The South African Social Security Agency (SASSA) is the country’s system that processes social grant and pension payments nationwide. The institution has been surrounded by controversy in recent months. This follows an April 2014 ruling by the Constitutional Court that ordered SASSA to re-issue the country’s R10billion grants tender.
The Constitutional Court’s Justice Johan Fronerman criticised SASSA for its “irregular” conduct when the tender was awarded to Net1 division Cash Paymaster Services (CPS) in 2012. Net1 is a leading provider of alternative payment systems that leverage its Universal Electronic Payment System (UEPS).
The latest development is that electronic payments company Net1 UEPS Technologies has chosen to withdraw from the upcoming social grants tender process.

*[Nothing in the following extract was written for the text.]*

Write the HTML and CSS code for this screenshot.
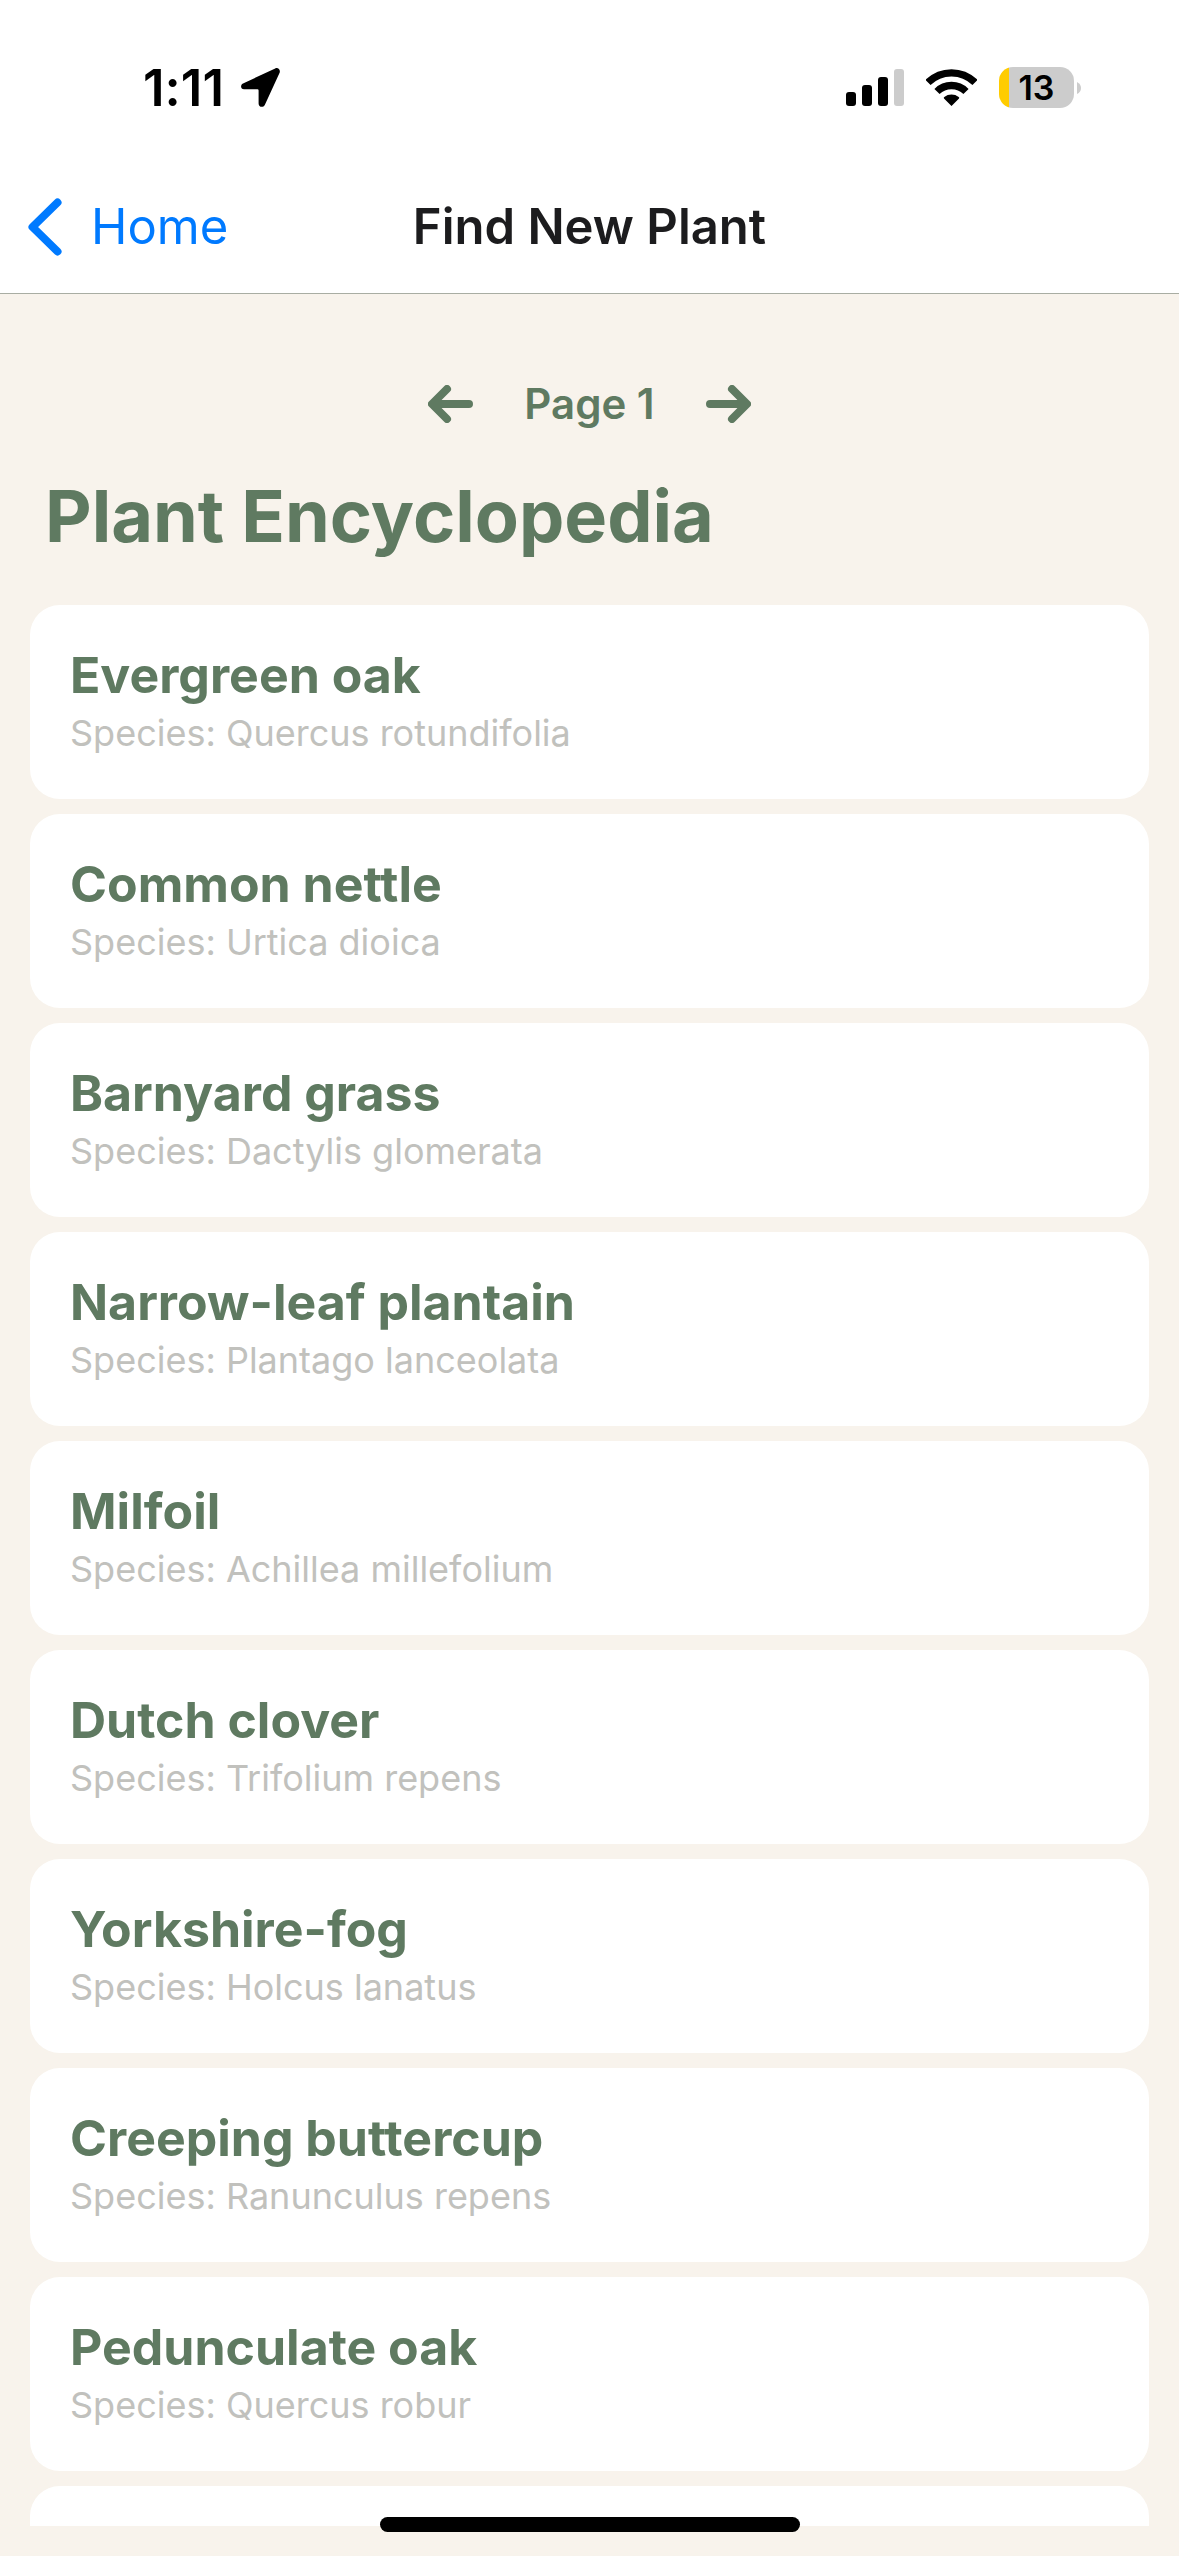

The company has also previously been criticised for selling loans and pre-paid airtime to social grant recipients in South Africa. It’s not all bad though – the company has assisted with more than R130 billion in social grants being distributed annually. There are currently 16 million individuals who are beneficiaries of social grants annually.
“We are very proud of our achievements that have placed South Africa as a leader in social welfare delivery solutions. An achievement that has been recognised worldwide!” said Dr Serge Belamont, Chairman and CEO of Net1.
SASSA proposed new requirements for the social grants tender, which were initially challenged by Net1. The company then changed its decision and is not reapplying for a tender. The runner-up in the initial tender process, Absa’s AllPay previously challenged Net1 successfully in court.
The company plans on “focusing more on providing products and services to South Africa’s unbanked and under-banked citizens including social grant beneficiaries, but independently and without SASSA’s limitations and constraints.”